In season three, for instance, he engages in pillow talk with his daughter’s former teacher, Suzanne Farrell, whose character seems inspired by Leonard Bernstein’s song, “Suzanne.” She gladly reminisces about a question posed to her earlier in the day by a bright-eyed eight-year-old in her art class: “How do I know if what I see as blue is the same as it is to you?” the child asked. Suzanne, a free spirit, is thrilled by the curiosity and complexity of such a seemingly innocent question. Don, conversely, answers the question as if he were one of the failed Third Reich artists he described to Pete in season one; “The truth is,” Don says matter-of-factly, “that people may see things differently, but they don't really want to.” Don likewise seems to ape an authoritarian ethos when he tells a beatnik at the Gaslight Café in season one that, “people want to be told what to do so badly that they will listen to anyone.”
Another hint that Mad Men, particularly Don, is a critique of the duality between freedom and authoritarianism embedded in postwar American consumerism is the show’s thematic similarity to Simone de Beauvoir's Les Belles Images (1966), a novel about a professionally accomplished yet spiritually unfulfilled ad-woman in postwar Paris, France, who seems like she may have been part of the inspiration for Don Draper’s character. Simone de Beauvoir, like so many critical theorists of the era, including her husband, Jean-Paul Sartre, Hannah Arendt, Michel Foucault, and Frantz Fanon, dedicated their careers to exploring ways in which fascism was deeply embedded and often overlooked in modern and otherwise “free” democratic yet corporatist societies.

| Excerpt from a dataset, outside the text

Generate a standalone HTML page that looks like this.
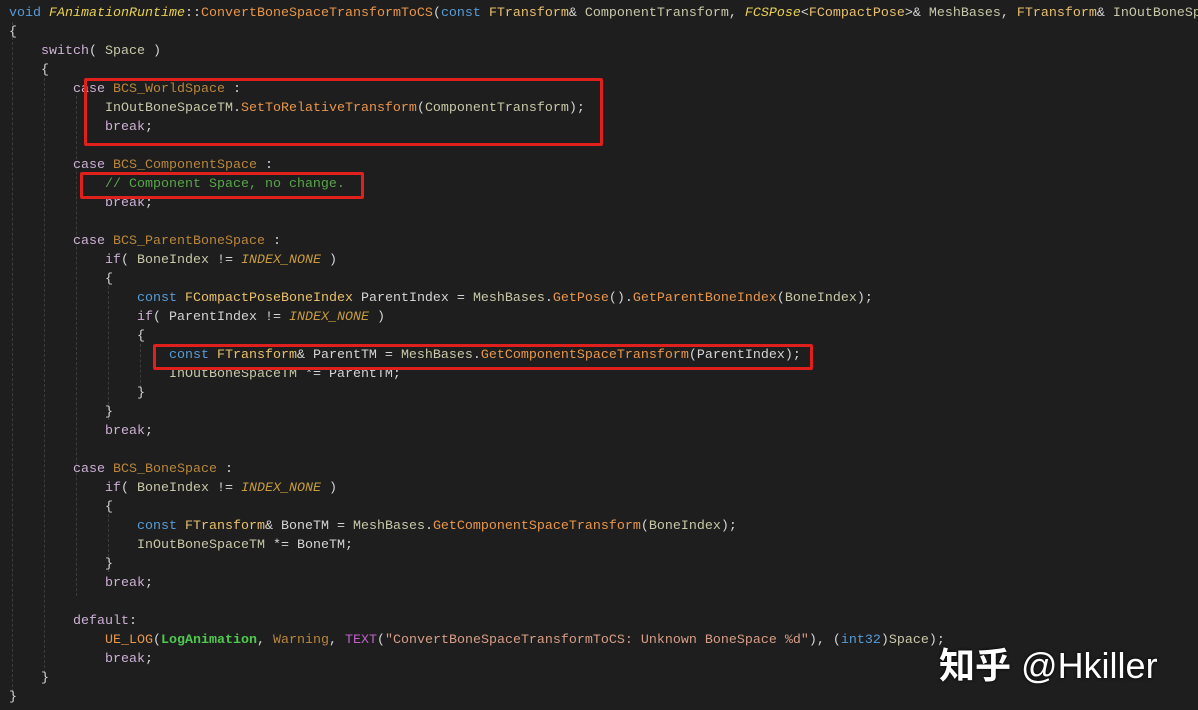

But the most concealed yet glaring clue that Mad Men – a show about the American advertising industry – is a Trojan Horse of a critique of consumerism as fascistic can be found buried late and very fleetingly in the final season of the show. Don, who is “riding the rails” west in the interest of escaping the stultifying fascism at Jim Hobart’s agency, McCann-Erickson, which had recently acquired his agency, sees a woman sunbathing by a motel pool. She reads, of all things, The Woman from Rome (1947), a novel by Alberto Moravia about the intersecting lives of many characters, most notably a prostitute and an idealistic scholar who, after an interrogation by fascist officers, during which he betrays his colleagues for reasons he himself is not able to understand, becomes completely disillusioned and nihilistic.
Though Moravia’s novel examines the identities of a prostitute, an intellectual, and a fascist henchman, the story is ultimately a study – like Mad Men – of individual identity in the context of the wider society. The Woman from Rome is thematically like Mad Men in terms of exploring individualism in the context of the wider cultural milieu that shapes individuals’ personal identities. Both The Woman from Rome and Mad Men, in short, are as much about the individuals’ environment (the nation state) as they are about the individual characters’ inner lives. Both stories also depict cultures in which fascism, in one form or another, is deeply entrenched in the day-to-day lives of the characters. But the power of that fascism often goes undetected by the characters affected by it.